So, a MIL who is looking to “do it right” or “do it well” might make efforts to be mindful of how her DIL “does things” when it comes to situations like interacting with grandchildren, cooking in the DIL’s kitchen, celebrating holidays together, taking joint vacations. Mothers-in-law who don’t want to “step on toes” would certainly observe and ask about the traditions, practices and preferences of their daughters-in-law.
This is exactly what was happening with Valerie and her MIL.
Val and I had gotten the three children successfully off to bed after a noisy, busy, enjoyable November day. We were lounging on the sofa with cups of tea and soothing music playing in the background and hoped to explore a bit of the MIL/DIL experience before we both nodded off.
When I asked Valerie whether or not her relationship with her MIL changed much when she became a fiancée instead of just a girlfriend, she raised an eyebrow and related a conversation with her future in-laws just before her beloved, who was away on business at that time, popped the question. They were curious because their son had made a number of very leading statements. Valerie’s future MIL asked a number of “bold” questions, like “Do you want children?”
“Whoa!” thought Valerie. “This is really forward! I wasn’t, obviously, offended, but I thought ‘My goodness! She is just not holding back!’”
Not easily angered or offended. I like that about Val. And it’s HUGE in a MIL/DIL relationship.
“Looking back on it, I can totally understand why she was throwing out these blunt questions. Her son was about to, like, ‘jump off a cliff’ and ask me. So, she was trying to cram it all in.”
“Is she pretty blunt, in general?” I wondered aloud.
“No, I’d say she’s diplomatic. I mean she’s respectful. Not blunt as in aggressive or anything like that. No.”

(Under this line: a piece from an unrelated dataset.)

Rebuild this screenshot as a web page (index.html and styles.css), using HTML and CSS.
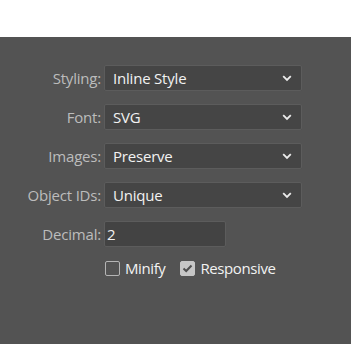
FILE: index.html
```html
<!DOCTYPE html>
<html>
<head>
  <link rel="stylesheet" href="styles.css">
</head>
<body>
  <div class="top-strip"></div>
  <div class="panel">
    <div class="options">
      <label class="opt-label">Styling:</label>
      <div class="select"><span>Inline Style</span><svg class="chev" width="10" height="7" viewBox="0 0 10 7"><path d="M1.2 1.2 L5 5 L8.8 1.2" fill="none" stroke="#ececec" stroke-width="1.8"/></svg></div>

      <label class="opt-label">Font:</label>
      <div class="select"><span>SVG</span><svg class="chev" width="10" height="7" viewBox="0 0 10 7"><path d="M1.2 1.2 L5 5 L8.8 1.2" fill="none" stroke="#ececec" stroke-width="1.8"/></svg></div>

      <label class="opt-label">Images:</label>
      <div class="select"><span>Preserve</span><svg class="chev" width="10" height="7" viewBox="0 0 10 7"><path d="M1.2 1.2 L5 5 L8.8 1.2" fill="none" stroke="#ececec" stroke-width="1.8"/></svg></div>

      <label class="opt-label">Object IDs:</label>
      <div class="select"><span>Unique</span><svg class="chev" width="10" height="7" viewBox="0 0 10 7"><path d="M1.2 1.2 L5 5 L8.8 1.2" fill="none" stroke="#ececec" stroke-width="1.8"/></svg></div>

      <label class="opt-label">Decimal:</label>
      <div class="input">2</div>
    </div>
    <div class="checks">
      <div class="check"><span class="box"></span>Minify</div>
      <div class="check"><span class="box on"><svg width="11" height="9" viewBox="0 0 11 9"><path d="M1.5 4.5 L4.2 7 L9.5 1.5" fill="none" stroke="#4e4e4e" stroke-width="2"/></svg></span>Responsive</div>
    </div>
  </div>
</body>
</html>
```

FILE: styles.css
```css
body {
  margin: 0;
  background: #ffffff;
  font-family: "Open Sans", "Noto Sans", sans-serif;
  font-size: 15px;
}

.top-strip {
  height: 37px;
  background: #ffffff;
}

.panel {
  background: #535353;
  height: 307px;
  padding-top: 28px;
  box-sizing: border-box;
}

.options {
  display: grid;
  grid-template-columns: 101px 198px;
  column-gap: 3px;
  row-gap: 13px;
  align-items: center;
}

.opt-label {
  text-align: right;
  color: #bcbcbc;
  letter-spacing: -0.2px;
}

.select,
.input {
  height: 26px;
  box-sizing: border-box;
  background: #454545;
  border: 1px solid #5c5c5c;
  border-radius: 2px;
  color: #f2f2f2;
  display: flex;
  align-items: center;
  justify-content: space-between;
  padding: 0 8px 0 8px;
  letter-spacing: -0.2px;
}

.input {
  width: 122px;
  padding-left: 2px;
  background: #434343;
}

.chev {
  margin-right: 1px;
}

.checks {
  display: flex;
  gap: 15px;
  padding-left: 105px;
  margin-top: 11px;
}

.check {
  display: flex;
  align-items: center;
  gap: 5px;
  color: #f2f2f2;
  letter-spacing: -0.4px;
}

.box {
  width: 15px;
  height: 15px;
  box-sizing: border-box;
  border: 1px solid #b4b4b4;
  border-radius: 2px;
  display: flex;
  align-items: center;
  justify-content: center;
}

.box.on {
  background: #c6c6c6;
  border-color: #c6c6c6;
}
```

When it comes to her MIL operating in their home and with their children, her MIL will regularly ask “How do you want me to do this?”
Kudos to this MIL!
“I think that because I’m very blunt” says Valerie, “ I’m just sort of matter-of-fact. I’ll say ‘I don’t know. I don’t have an opinion.’ Or ‘We do this, but I don’t care what you do.’ Not everybody likes that or is used to that, so I don’t know if that’s weird for her. I do get a lot of ‘I don’t know how you do this’ which is understandable. She’s in our home. She doesn’t want to step on toes. So, I go out of my way to say ‘You are not going to get this wrong in any way, shape or form. I’m grateful …. Sue, I promise!’ Even if it’s something silly in the kitchen, like ‘I don’t know if I’m using this wrong’ or ‘I just burnt your spoon’ or ‘I don’t know what kind of mustard you use.’

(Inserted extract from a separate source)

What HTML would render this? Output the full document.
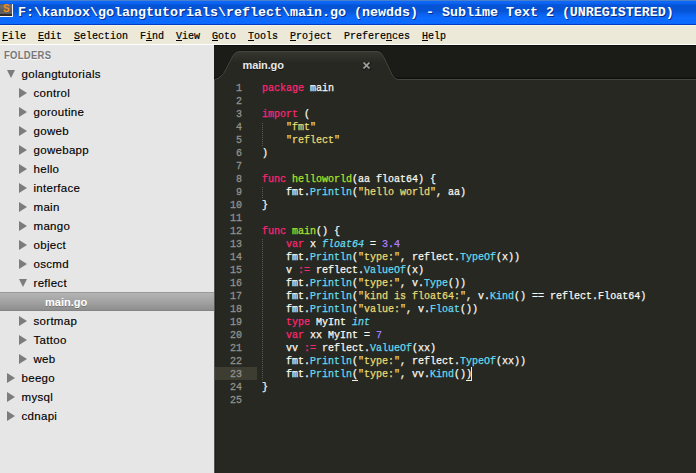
<!DOCTYPE html>
<html><head><meta charset="utf-8">
<style>
*{margin:0;padding:0;box-sizing:border-box}
html,body{width:696px;height:473px;overflow:hidden;background:#272822}
body{position:relative;font-family:"Liberation Sans",sans-serif}
#title{position:absolute;left:0;top:0;width:696px;height:25px;background:linear-gradient(#4a7fcc 0px,#4a7fcc 1px,#0c66f6 1px,#0c66f6 3px,#0654d6 5px,#0654d6 11px,#0a60ec 14px,#0c6bfe 18px,#0c6bfe 24px,#003cc2 24px,#003cc2 25px)}
#title .t{position:absolute;left:18px;top:5px;font-family:"Liberation Mono",monospace;font-weight:bold;font-size:13.33px;line-height:16px;color:#fff;white-space:pre;text-shadow:1px 1px 0 #0a2a8a}
#icon{position:absolute;left:0;top:4px;width:13px;height:13px;background:linear-gradient(90deg,transparent 12px,#f4f4f4 12px)}
#icon span{position:absolute;left:3px;top:-1px;font:bold 10px/12px "Liberation Sans",sans-serif;color:#f28c1e}
#icon i{position:absolute;left:0;top:0;width:12px;height:12px;background:linear-gradient(#5a5a5a 0px,#6e6e6e 2px,#555 8px,#777 9px,#3a3a3a 10px,#222 11px,#333 12px)}
#icon b{position:absolute;left:0;top:12px;width:13px;height:1px;background:#f8f8f8}
#menu{position:absolute;left:0;top:25px;width:696px;height:19px;background:linear-gradient(#f8f4e4 0px,#f8f4e4 1px,#ece9d8 1px)}
#menu span{position:absolute;top:6px;font-family:"Liberation Mono",monospace;font-size:10px;line-height:12px;color:#000;white-space:pre;-webkit-text-stroke:0.2px #000}
#menu u{text-decoration:underline;text-underline-offset:1px}
#wline{position:absolute;left:0;top:44px;width:696px;height:1px;background:#fff}
#side{position:absolute;left:0;top:45px;width:214px;height:428px;background:#e6e6e6}
#side .hdr{position:absolute;left:4px;top:3px;font-weight:bold;font-size:11.5px;letter-spacing:0.4px;line-height:14px;color:#777;text-shadow:0 1px 0 #fafafa;transform:scaleX(0.82);transform-origin:0 0}
#side .row{position:absolute;left:0;width:214px;height:19px;font-size:11.5px;letter-spacing:0.3px;line-height:19px;color:#000;white-space:pre}
#side .row b{position:absolute;top:1px;font-weight:normal;-webkit-text-stroke:0.15px #000}
#side .sel{background:linear-gradient(#9a9a9a 0px,#9a9a9a 1px,#b4b4b4 1px,#a4a4a4 9px,#8e8e8e 18px,#848484 18px,#848484 19px);color:#fff}
#side .sel b{font-weight:bold;font-size:11px;letter-spacing:0;-webkit-text-stroke:0;color:#fff;text-shadow:0 1px 0 rgba(0,0,0,0.25)}
.tri{position:absolute;width:0;height:0}
.tr{top:5px;border-top:5px solid transparent;border-bottom:5px solid transparent;border-left:8.5px solid #7c7c7c}
.td{top:6px;border-left:4.7px solid transparent;border-right:4.7px solid transparent;border-top:8.3px solid #7c7c7c}
#editor{position:absolute;left:214px;top:45px;width:482px;height:428px;background:#272822}
#tabbar{position:absolute;left:0;top:0;width:482px;height:34px;background:#1b1c17}
.tabt{position:absolute;left:28.6px;top:13px;font-weight:bold;font-size:11px;letter-spacing:-0.15px;line-height:14px;color:#e8e8e8;text-shadow:0 1px 0 #111}
.tabx{position:absolute;left:148px;top:13px;font-weight:bold;font-size:12px;line-height:14px;color:#999}
#gutterhl{position:absolute;left:1px;top:322px;width:42px;height:13px;background:#3e3d32}
#code{position:absolute;left:0;top:37px;width:482px}
.ln{position:absolute;left:0;width:28px;text-align:right;font-family:"Liberation Mono",monospace;font-size:10px;line-height:13px;color:#8f908a;white-space:pre;-webkit-text-stroke:0.3px #8f908a}
.cl{position:absolute;left:48px;font-family:"Liberation Mono",monospace;font-size:10px;line-height:13px;color:#f8f8f2;white-space:pre;-webkit-text-stroke:0.25px}
.k{color:#f92672}.s{color:#e6db74}.f{color:#a6e22e}.c{color:#66d9ef}.i{color:#66d9ef;font-style:italic}.n{color:#ae81ff}
.mark{position:absolute;background:#f0f0ea}

.guide{position:absolute;left:48px;width:1px;background:repeating-linear-gradient(#5a5a54 0px,#5a5a54 1px,transparent 1px,transparent 2px)}

</style></head><body>
<div id="title"><div id="icon"><i></i><b></b><span>S</span></div><div class="t">F:\kanbox\golangtutorials\reflect\main.go (newdds) - Sublime Text 2 (UNREGISTERED)</div></div>
<div id="menu"><span style="left:2px"><u>F</u>ile</span><span style="left:38px"><u>E</u>dit</span><span style="left:74px"><u>S</u>election</span><span style="left:140px">F<u>i</u>nd</span><span style="left:176px"><u>V</u>iew</span><span style="left:212px"><u>G</u>oto</span><span style="left:248px"><u>T</u>ools</span><span style="left:290px"><u>P</u>roject</span><span style="left:344px">Prefere<u>n</u>ces</span><span style="left:422px"><u>H</u>elp</span></div>
<div id="wline"></div>
<div id="side"><div class="hdr">FOLDERS</div>
<div class="row" style="top:19px"><i class="tri td" style="left:7px"></i><b style="left:21.5px">golangtutorials</b></div>
<div class="row" style="top:38px"><i class="tri tr" style="left:19px"></i><b style="left:33.5px">control</b></div>
<div class="row" style="top:57px"><i class="tri tr" style="left:19px"></i><b style="left:33.5px">goroutine</b></div>
<div class="row" style="top:76px"><i class="tri tr" style="left:19px"></i><b style="left:33.5px">goweb</b></div>
<div class="row" style="top:95px"><i class="tri tr" style="left:19px"></i><b style="left:33.5px">gowebapp</b></div>
<div class="row" style="top:114px"><i class="tri tr" style="left:19px"></i><b style="left:33.5px">hello</b></div>
<div class="row" style="top:133px"><i class="tri tr" style="left:19px"></i><b style="left:33.5px">interface</b></div>
<div class="row" style="top:152px"><i class="tri tr" style="left:19px"></i><b style="left:33.5px">main</b></div>
<div class="row" style="top:171px"><i class="tri tr" style="left:19px"></i><b style="left:33.5px">mango</b></div>
<div class="row" style="top:190px"><i class="tri tr" style="left:19px"></i><b style="left:33.5px">object</b></div>
<div class="row" style="top:209px"><i class="tri tr" style="left:19px"></i><b style="left:33.5px">oscmd</b></div>
<div class="row" style="top:228px"><i class="tri td" style="left:19px"></i><b style="left:33.5px">reflect</b></div>
<div class="row sel" style="top:247px"><b style="left:45.0px">main.go</b></div>
<div class="row" style="top:266px"><i class="tri tr" style="left:19px"></i><b style="left:33.5px">sortmap</b></div>
<div class="row" style="top:285px"><i class="tri tr" style="left:19px"></i><b style="left:33.5px">Tattoo</b></div>
<div class="row" style="top:304px"><i class="tri tr" style="left:19px"></i><b style="left:33.5px">web</b></div>
<div class="row" style="top:323px"><i class="tri tr" style="left:7px"></i><b style="left:21.5px">beego</b></div>
<div class="row" style="top:342px"><i class="tri tr" style="left:7px"></i><b style="left:21.5px">mysql</b></div>
<div class="row" style="top:361px"><i class="tri tr" style="left:7px"></i><b style="left:21.5px">cdnapi</b></div>
</div>
<div id="editor"><div id="tabbar"><svg width="482" height="40" style="position:absolute;left:0;top:0"><defs><linearGradient id="tg" gradientUnits="userSpaceOnUse" x1="0" y1="6" x2="0" y2="18"><stop offset="0" stop-color="#36372f"/><stop offset="1" stop-color="#272822"/></linearGradient><linearGradient id="sh" gradientUnits="userSpaceOnUse" x1="0" y1="0" x2="0" y2="1"><stop offset="0" stop-color="#000" stop-opacity="0.5"/><stop offset="1" stop-color="#000" stop-opacity="0"/></linearGradient></defs><rect x="0" y="0" width="482" height="1" fill="#0e0f0c"/><rect x="0" y="32" width="482" height="1" fill="#161713"/><rect x="0" y="33" width="482" height="1" fill="#10110d"/><path d="M0,34.5 C4,34 8,31 10.5,27 L16.5,15.5 C18.5,11 20.5,6.5 26,6.5 L162,6.5 C166.5,6.5 168,8.5 169.5,11.5 L175,23 C177.5,28.5 179.5,34.5 184.5,34.5 L482,34.5 L482,40 L0,40 Z" fill="url(#tg)"/><path d="M0,34.5 C4,34 8,31 10.5,27 L16.5,15.5 C18.5,11 20.5,6.5 26,6.5 L162,6.5 C166.5,6.5 168,8.5 169.5,11.5 L175,23 C177.5,28.5 179.5,34.5 184.5,34.5 L482,34.5" fill="none" stroke="#0f100d" stroke-width="1" transform="translate(0,-1)" opacity="0.6"/><path d="M0,34.5 C4,34 8,31 10.5,27 L16.5,15.5 C18.5,11 20.5,6.5 26,6.5 L162,6.5 C166.5,6.5 168,8.5 169.5,11.5 L175,23 C177.5,28.5 179.5,34.5 184.5,34.5 L482,34.5" fill="none" stroke="#45463f" stroke-width="1"/><g stroke="#1a1a18" stroke-width="2.2" stroke-linecap="square" transform="translate(0.5,0.8)"><line x1="149.5" y1="17.5" x2="155.5" y2="23.5"/><line x1="155.5" y1="17.5" x2="149.5" y2="23.5"/></g><g stroke="#a3a3a3" stroke-width="1.7" stroke-linecap="butt"><line x1="149.5" y1="17.5" x2="155.5" y2="23.5"/><line x1="155.5" y1="17.5" x2="149.5" y2="23.5"/></g></svg><div class="tabt">main.go</div></div>
<div style="position:absolute;left:0;top:35px;width:1px;height:400px;background:#575853"></div><div style="position:absolute;left:1px;top:35px;width:1px;height:400px;background:#20211c"></div><div id="gutterhl"></div><div class="guide" style="top:78px;height:23px"></div><div class="guide" style="top:142px;height:11px"></div><div class="guide" style="top:194px;height:141px"></div><div class="mark" style="left:138px;top:335px;width:6px;height:1px"></div><div class="mark" style="left:252px;top:335px;width:6px;height:1px"></div><div class="mark" style="left:257px;top:322px;width:1px;height:14px"></div><div id="code">
<div class="ln" style="top:0px">1</div><div class="cl" style="top:0px"><span class="k">package</span> main</div>
<div class="ln" style="top:13px">2</div><div class="cl" style="top:13px"></div>
<div class="ln" style="top:26px">3</div><div class="cl" style="top:26px"><span class="k">import</span> (</div>
<div class="ln" style="top:39px">4</div><div class="cl" style="top:39px">    <span class="s">"fmt"</span></div>
<div class="ln" style="top:52px">5</div><div class="cl" style="top:52px">    <span class="s">"reflect"</span></div>
<div class="ln" style="top:65px">6</div><div class="cl" style="top:65px">)</div>
<div class="ln" style="top:78px">7</div><div class="cl" style="top:78px"></div>
<div class="ln" style="top:91px">8</div><div class="cl" style="top:91px"><span class="k">func</span> <span class="f">helloworld</span>(aa float64) {</div>
<div class="ln" style="top:104px">9</div><div class="cl" style="top:104px">    fmt.<span class="c">Println</span>(<span class="s">"hello world"</span>, aa)</div>
<div class="ln" style="top:117px">10</div><div class="cl" style="top:117px">}</div>
<div class="ln" style="top:130px">11</div><div class="cl" style="top:130px"></div>
<div class="ln" style="top:143px">12</div><div class="cl" style="top:143px"><span class="k">func</span> <span class="f">main</span>() {</div>
<div class="ln" style="top:156px">13</div><div class="cl" style="top:156px">    <span class="k">var</span> x <span class="i">float64</span> = <span class="n">3.4</span></div>
<div class="ln" style="top:169px">14</div><div class="cl" style="top:169px">    fmt.<span class="c">Println</span>(<span class="s">"type:"</span>, reflect.<span class="c">TypeOf</span>(x))</div>
<div class="ln" style="top:182px">15</div><div class="cl" style="top:182px">    v <span class="k">:=</span> reflect.<span class="c">ValueOf</span>(x)</div>
<div class="ln" style="top:195px">16</div><div class="cl" style="top:195px">    fmt.<span class="c">Println</span>(<span class="s">"type:"</span>, v.<span class="c">Type</span>())</div>
<div class="ln" style="top:208px">17</div><div class="cl" style="top:208px">    fmt.<span class="c">Println</span>(<span class="s">"kind is float64:"</span>, v.<span class="c">Kind</span>() == reflect.Float64)</div>
<div class="ln" style="top:221px">18</div><div class="cl" style="top:221px">    fmt.<span class="c">Println</span>(<span class="s">"value:"</span>, v.<span class="c">Float</span>())</div>
<div class="ln" style="top:234px">19</div><div class="cl" style="top:234px">    <span class="k">type</span> MyInt <span class="i">int</span></div>
<div class="ln" style="top:247px">20</div><div class="cl" style="top:247px">    <span class="k">var</span> xx MyInt = <span class="n">7</span></div>
<div class="ln" style="top:260px">21</div><div class="cl" style="top:260px">    vv <span class="k">:=</span> reflect.<span class="c">ValueOf</span>(xx)</div>
<div class="ln" style="top:273px">22</div><div class="cl" style="top:273px">    fmt.<span class="c">Println</span>(<span class="s">"type:"</span>, reflect.<span class="c">TypeOf</span>(xx))</div>
<div class="ln" style="top:286px">23</div><div class="cl" style="top:286px">    fmt.<span class="c">Println</span><span class="u">(</span><span class="s">"type:"</span>, vv.<span class="c">Kind</span>()<span class="u">)</span></div>
<div class="ln" style="top:299px">24</div><div class="cl" style="top:299px">}</div>
<div class="ln" style="top:312px">25</div><div class="cl" style="top:312px"></div>
</div></div>
</body></html>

“You really can’t mess this up. I promise!” Val tells her MIL. “You’re helping me. You’re being ‘Grandma’.”
“That’s generous!” I blurted out. “Shouldn’t it be that way? Shouldn’t it be that way that when we are together, we don’t need to be so picky about things? Why do we cop the attitude ‘It’s my house so it needs to be done my way?’”

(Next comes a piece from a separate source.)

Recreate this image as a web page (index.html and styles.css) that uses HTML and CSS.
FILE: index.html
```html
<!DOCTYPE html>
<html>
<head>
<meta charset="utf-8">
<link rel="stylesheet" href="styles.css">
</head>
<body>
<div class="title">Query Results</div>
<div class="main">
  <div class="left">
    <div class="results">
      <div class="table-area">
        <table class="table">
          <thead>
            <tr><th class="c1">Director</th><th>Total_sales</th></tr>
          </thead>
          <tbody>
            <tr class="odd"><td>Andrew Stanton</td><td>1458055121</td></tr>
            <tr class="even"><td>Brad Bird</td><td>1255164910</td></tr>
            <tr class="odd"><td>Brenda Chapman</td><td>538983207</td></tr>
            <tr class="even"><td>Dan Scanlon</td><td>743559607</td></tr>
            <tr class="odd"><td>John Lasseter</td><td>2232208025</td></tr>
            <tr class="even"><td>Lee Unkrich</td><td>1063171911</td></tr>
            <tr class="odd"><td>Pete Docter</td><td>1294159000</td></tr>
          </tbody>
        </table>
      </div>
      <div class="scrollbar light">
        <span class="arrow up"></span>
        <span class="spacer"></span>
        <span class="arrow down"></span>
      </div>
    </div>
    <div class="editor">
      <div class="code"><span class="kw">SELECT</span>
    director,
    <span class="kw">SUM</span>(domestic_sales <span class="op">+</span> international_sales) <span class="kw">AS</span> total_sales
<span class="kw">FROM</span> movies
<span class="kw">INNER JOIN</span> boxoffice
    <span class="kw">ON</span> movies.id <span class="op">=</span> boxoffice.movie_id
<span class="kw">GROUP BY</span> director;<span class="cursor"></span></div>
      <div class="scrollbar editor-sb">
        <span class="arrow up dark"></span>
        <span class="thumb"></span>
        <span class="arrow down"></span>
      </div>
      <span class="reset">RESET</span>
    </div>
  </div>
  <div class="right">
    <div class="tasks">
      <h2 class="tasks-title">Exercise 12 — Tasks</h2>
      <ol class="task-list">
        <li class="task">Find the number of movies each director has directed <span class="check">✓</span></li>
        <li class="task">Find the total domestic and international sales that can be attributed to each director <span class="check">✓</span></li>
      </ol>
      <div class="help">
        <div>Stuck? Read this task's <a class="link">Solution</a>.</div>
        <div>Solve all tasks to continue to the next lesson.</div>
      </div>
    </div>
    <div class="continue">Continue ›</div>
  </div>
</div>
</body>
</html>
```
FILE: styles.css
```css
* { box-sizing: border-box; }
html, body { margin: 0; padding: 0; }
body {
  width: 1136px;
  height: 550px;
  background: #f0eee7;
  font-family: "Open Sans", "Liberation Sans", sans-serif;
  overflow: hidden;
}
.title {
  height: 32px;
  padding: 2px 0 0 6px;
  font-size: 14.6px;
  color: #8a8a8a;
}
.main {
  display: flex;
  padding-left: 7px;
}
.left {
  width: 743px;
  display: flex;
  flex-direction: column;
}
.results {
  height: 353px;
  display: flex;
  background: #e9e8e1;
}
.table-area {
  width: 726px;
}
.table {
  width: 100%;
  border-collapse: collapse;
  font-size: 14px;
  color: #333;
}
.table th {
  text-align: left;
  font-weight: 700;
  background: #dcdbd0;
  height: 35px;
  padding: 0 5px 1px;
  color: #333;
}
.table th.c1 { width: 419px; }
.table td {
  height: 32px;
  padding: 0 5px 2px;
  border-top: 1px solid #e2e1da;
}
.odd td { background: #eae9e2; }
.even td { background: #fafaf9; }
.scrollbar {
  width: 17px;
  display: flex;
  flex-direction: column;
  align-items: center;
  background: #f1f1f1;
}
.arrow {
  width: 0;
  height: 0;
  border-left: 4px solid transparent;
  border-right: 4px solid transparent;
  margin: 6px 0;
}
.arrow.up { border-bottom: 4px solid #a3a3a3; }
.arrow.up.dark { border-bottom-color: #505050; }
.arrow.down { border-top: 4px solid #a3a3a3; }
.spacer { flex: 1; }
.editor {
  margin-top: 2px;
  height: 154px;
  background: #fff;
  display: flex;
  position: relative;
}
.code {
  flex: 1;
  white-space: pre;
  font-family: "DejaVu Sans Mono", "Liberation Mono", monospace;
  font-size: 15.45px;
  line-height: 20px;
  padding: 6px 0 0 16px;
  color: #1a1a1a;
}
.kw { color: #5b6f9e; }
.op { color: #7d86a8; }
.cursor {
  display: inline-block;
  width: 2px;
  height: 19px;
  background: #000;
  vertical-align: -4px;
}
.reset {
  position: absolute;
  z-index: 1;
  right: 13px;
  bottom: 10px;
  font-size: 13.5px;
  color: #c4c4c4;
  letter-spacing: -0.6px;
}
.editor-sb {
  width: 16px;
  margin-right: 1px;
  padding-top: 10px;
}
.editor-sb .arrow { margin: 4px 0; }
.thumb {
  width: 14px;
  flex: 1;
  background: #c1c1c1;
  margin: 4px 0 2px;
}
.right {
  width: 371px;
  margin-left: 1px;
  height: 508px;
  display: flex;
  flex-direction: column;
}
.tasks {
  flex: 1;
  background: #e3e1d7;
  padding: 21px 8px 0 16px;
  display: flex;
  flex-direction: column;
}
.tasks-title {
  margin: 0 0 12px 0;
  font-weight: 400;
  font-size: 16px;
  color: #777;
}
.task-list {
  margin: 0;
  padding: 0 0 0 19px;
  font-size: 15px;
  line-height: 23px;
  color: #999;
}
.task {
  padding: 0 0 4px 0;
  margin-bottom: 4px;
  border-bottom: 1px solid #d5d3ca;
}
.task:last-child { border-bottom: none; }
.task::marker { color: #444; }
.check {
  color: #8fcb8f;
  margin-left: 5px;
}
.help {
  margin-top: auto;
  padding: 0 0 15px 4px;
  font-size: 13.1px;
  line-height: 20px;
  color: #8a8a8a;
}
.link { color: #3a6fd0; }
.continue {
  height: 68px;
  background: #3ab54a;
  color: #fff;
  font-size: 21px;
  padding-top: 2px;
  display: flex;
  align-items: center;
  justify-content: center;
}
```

Acceptance. Definition: receiving as suitable or adequate; welcome; favorable reception; receiving what’s offered
In other words, recognizing that another person is not going to do, think, see, approach everything in exactly the same way that you do … and being “okay” with that. Acknowledging with word, attitude or action that another has an equally valid way of “doing things” and allowing her to do it in a way that’s comfortable for her.
Of course, we’re not talking about clearly dangerous or life-threatening methods or behavior. That’s a different situation. However, most of our relationships with our MILs and DILs happen in everyday, ordinary moments of eating, cooking, shopping, driving, don’t they? And that’s where acceptance can be so significant and so appreciated.
When was the last time you extended acceptance to your MIL/DIL? Hopefully, you don’t have to think too long and hard about the answer. 😉
BTW, the opposite of acceptance is what?